=== INFORMATION SUPPLIED ===
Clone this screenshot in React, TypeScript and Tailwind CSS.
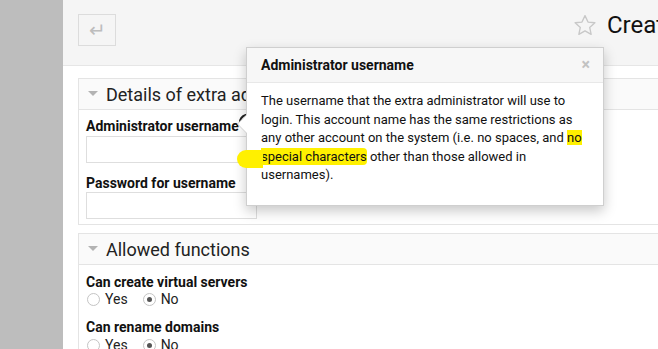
import React from "react";

const FONT = { fontFamily: "Roboto, 'Liberation Sans', sans-serif" };

function Triangle() {
  return (
    <svg width="10" height="6" viewBox="0 0 10 6" className="shrink-0">
      <path d="M0 0 L10 0 L5 5 Z" fill="#b3b3b3" />
    </svg>
  );
}

function Panel({ title, children }: { title: string; children: React.ReactNode }) {
  return (
    <div className="w-[700px] border border-[#e4e4e4] bg-white">
      <div className="flex h-[31px] items-center gap-[8px] border-b border-[#e4e4e4] bg-[#fafafa] pl-[9px]">
        <Triangle />
        <span className="whitespace-nowrap text-[18px] text-[#222]">{title}</span>
      </div>
      <div className="px-[7px] pb-[5px] pt-[7px]">{children}</div>
    </div>
  );
}

function Radio({ checked }: { checked?: boolean }) {
  return (
    <span className="flex h-[13px] w-[13px] items-center justify-center rounded-full border border-[#c4c4c4] bg-white">
      {checked && <span className="h-[5px] w-[5px] rounded-full bg-[#555]" />}
    </span>
  );
}

function YesNo() {
  return (
    <div className="flex h-[16px] items-center gap-[5px] pl-[1px] text-[14px] leading-[16px] text-[#222]">
      <Radio />
      <span className="mr-[10px]">Yes</span>
      <Radio checked />
      <span>No</span>
    </div>
  );
}

const label = "text-[14px] font-bold leading-[18px] text-[#111]";

export default function App() {
  return (
    <div className="flex h-[349px] w-[658px] overflow-hidden bg-white" style={FONT}>
      <div className="w-[63px] shrink-0 bg-[#bdbdbd]" />
      <div className="relative flex-1 overflow-hidden">
        <div className="flex h-[66px] items-start border-b border-[#e6e6e6] bg-[#f5f5f5] pl-[15px] pt-[14px]">
          <button className="flex h-[32px] w-[38px] shrink-0 items-center justify-center border border-[#dcdcdc] bg-[#f5f5f5] text-[20px] leading-none text-[#bdbdbd]">
            ↵
          </button>
          <div className="ml-[456px] mt-[-7px] flex shrink-0 items-center gap-[9px] whitespace-nowrap">
            <svg width="26" height="25" viewBox="0 0 24 24">
              <path
                d="M12 2.5l2.9 6.2 6.6.7-5 4.5 1.4 6.6L12 17.1l-5.9 3.4 1.4-6.6-5-4.5 6.6-.7z"
                fill="none"
                stroke="#c8c8c8"
                strokeWidth="1.3"
                strokeLinejoin="round"
              />
            </svg>
            <span className="text-[24px] text-[#111]">Create Extra Administrator</span>
          </div>
        </div>

        <div className="flex flex-col gap-[8px] pl-[15px] pt-[12px]">
          <Panel title="Details of extra administrator">
            <div className={label}>Administrator username</div>
            <div className="mt-[1px] h-[27px] w-[171px] border border-[#dedede]" />
            <div className={`mt-[11px] ${label}`}>Password for username</div>
            <div className="h-[27px] w-[171px] border border-[#dedede]" />
          </Panel>
          <Panel title="Allowed functions">
            <div className={`mt-[1px] ${label}`}>Can create virtual servers</div>
            <YesNo />
            <div className={`mt-[11px] ${label}`}>Can rename domains</div>
            <div className="mt-[1px]">
              <YesNo />
            </div>
          </Panel>
        </div>

        {/* help icon peeking beside the label */}
        <svg className="absolute left-[175px] top-[114px]" width="10" height="10" viewBox="0 0 10 10">
          <path d="M2 9 C2 5 4 2 8 1" stroke="#222" strokeWidth="2.2" fill="none" strokeLinecap="round" />
        </svg>

        {/* popover */}
        <div className="absolute left-[183px] top-[47px] w-[358px] border border-[#cfcfcf] bg-white shadow-[0_5px_12px_rgba(0,0,0,0.22)]">
          <div className="absolute left-[-10px] top-[66px] h-0 w-0 border-y-[10px] border-r-[10px] border-y-transparent border-r-[#cfcfcf]" />
          <div className="absolute left-[-9px] top-[67px] h-0 w-0 border-y-[9px] border-r-[9px] border-y-transparent border-r-white" />
          <div className="flex h-[35px] items-center justify-between border-b border-[#e8e8e8] bg-[#f7f7f7] pl-[14px] pr-[13px]">
            <span className="text-[14px] font-bold text-[#111]">Administrator username</span>
            <span className="text-[16px] font-bold leading-none text-[#c2c2c2]">×</span>
          </div>
          <div className="px-[14px] pb-[20px] pt-[9px] text-[13px] leading-[18.6px] text-[#111]">
            The username that the extra administrator will use to login. This account name has the same
            restrictions as any other account on the system (i.e. no spaces, and{" "}
            <span className="bg-[#fff000]">no</span>{" "}
            <span className="rounded-r-[4px] bg-[#fff000] py-[1px]">special characters</span> other
            than those allowed in usernames).
          </div>
        </div>
        {/* highlighter stroke spilling past the popover edge */}
        <div className="absolute left-[174px] top-[150px] h-[18px] w-[26px] rounded-l-[9px] bg-[#fff000]" />
      </div>
    </div>
  );
}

=== STATED GOAL ===
Repeat the data exactly, without the pictures.

=== THE ANSWER ===
Clone this screenshot in React, TypeScript and Tailwind CSS.
import React from "react";

const FONT = { fontFamily: "Roboto, 'Liberation Sans', sans-serif" };

function Triangle() {
  return (
    <svg width="10" height="6" viewBox="0 0 10 6" className="shrink-0">
      <path d="M0 0 L10 0 L5 5 Z" fill="#b3b3b3" />
    </svg>
  );
}

function Panel({ title, children }: { title: string; children: React.ReactNode }) {
  return (
    <div className="w-[700px] border border-[#e4e4e4] bg-white">
      <div className="flex h-[31px] items-center gap-[8px] border-b border-[#e4e4e4] bg-[#fafafa] pl-[9px]">
        <Triangle />
        <span className="whitespace-nowrap text-[18px] text-[#222]">{title}</span>
      </div>
      <div className="px-[7px] pb-[5px] pt-[7px]">{children}</div>
    </div>
  );
}

function Radio({ checked }: { checked?: boolean }) {
  return (
    <span className="flex h-[13px] w-[13px] items-center justify-center rounded-full border border-[#c4c4c4] bg-white">
      {checked && <span className="h-[5px] w-[5px] rounded-full bg-[#555]" />}
    </span>
  );
}

function YesNo() {
  return (
    <div className="flex h-[16px] items-center gap-[5px] pl-[1px] text-[14px] leading-[16px] text-[#222]">
      <Radio />
      <span className="mr-[10px]">Yes</span>
      <Radio checked />
      <span>No</span>
    </div>
  );
}

const label = "text-[14px] font-bold leading-[18px] text-[#111]";

export default function App() {
  return (
    <div className="flex h-[349px] w-[658px] overflow-hidden bg-white" style={FONT}>
      <div className="w-[63px] shrink-0 bg-[#bdbdbd]" />
      <div className="relative flex-1 overflow-hidden">
        <div className="flex h-[66px] items-start border-b border-[#e6e6e6] bg-[#f5f5f5] pl-[15px] pt-[14px]">
          <button className="flex h-[32px] w-[38px] shrink-0 items-center justify-center border border-[#dcdcdc] bg-[#f5f5f5] text-[20px] leading-none text-[#bdbdbd]">
            ↵
          </button>
          <div className="ml-[456px] mt-[-7px] flex shrink-0 items-center gap-[9px] whitespace-nowrap">
            <svg width="26" height="25" viewBox="0 0 24 24">
              <path
                d="M12 2.5l2.9 6.2 6.6.7-5 4.5 1.4 6.6L12 17.1l-5.9 3.4 1.4-6.6-5-4.5 6.6-.7z"
                fill="none"
                stroke="#c8c8c8"
                strokeWidth="1.3"
                strokeLinejoin="round"
              />
            </svg>
            <span className="text-[24px] text-[#111]">Create Extra Administrator</span>
          </div>
        </div>

        <div className="flex flex-col gap-[8px] pl-[15px] pt-[12px]">
          <Panel title="Details of extra administrator">
            <div className={label}>Administrator username</div>
            <div className="mt-[1px] h-[27px] w-[171px] border border-[#dedede]" />
            <div className={`mt-[11px] ${label}`}>Password for username</div>
            <div className="h-[27px] w-[171px] border border-[#dedede]" />
          </Panel>
          <Panel title="Allowed functions">
            <div className={`mt-[1px] ${label}`}>Can create virtual servers</div>
            <YesNo />
            <div className={`mt-[11px] ${label}`}>Can rename domains</div>
            <div className="mt-[1px]">
              <YesNo />
            </div>
          </Panel>
        </div>

        {/* help icon peeking beside the label */}
        <svg className="absolute left-[175px] top-[114px]" width="10" height="10" viewBox="0 0 10 10">
          <path d="M2 9 C2 5 4 2 8 1" stroke="#222" strokeWidth="2.2" fill="none" strokeLinecap="round" />
        </svg>

        {/* popover */}
        <div className="absolute left-[183px] top-[47px] w-[358px] border border-[#cfcfcf] bg-white shadow-[0_5px_12px_rgba(0,0,0,0.22)]">
          <div className="absolute left-[-10px] top-[66px] h-0 w-0 border-y-[10px] border-r-[10px] border-y-transparent border-r-[#cfcfcf]" />
          <div className="absolute left-[-9px] top-[67px] h-0 w-0 border-y-[9px] border-r-[9px] border-y-transparent border-r-white" />
          <div className="flex h-[35px] items-center justify-between border-b border-[#e8e8e8] bg-[#f7f7f7] pl-[14px] pr-[13px]">
            <span className="text-[14px] font-bold text-[#111]">Administrator username</span>
            <span className="text-[16px] font-bold leading-none text-[#c2c2c2]">×</span>
          </div>
          <div className="px-[14px] pb-[20px] pt-[9px] text-[13px] leading-[18.6px] text-[#111]">
            The username that the extra administrator will use to login. This account name has the same
            restrictions as any other account on the system (i.e. no spaces, and{" "}
            <span className="bg-[#fff000]">no</span>{" "}
            <span className="rounded-r-[4px] bg-[#fff000] py-[1px]">special characters</span> other
            than those allowed in usernames).
          </div>
        </div>
        {/* highlighter stroke spilling past the popover edge */}
        <div className="absolute left-[174px] top-[150px] h-[18px] w-[26px] rounded-l-[9px] bg-[#fff000]" />
      </div>
    </div>
  );
}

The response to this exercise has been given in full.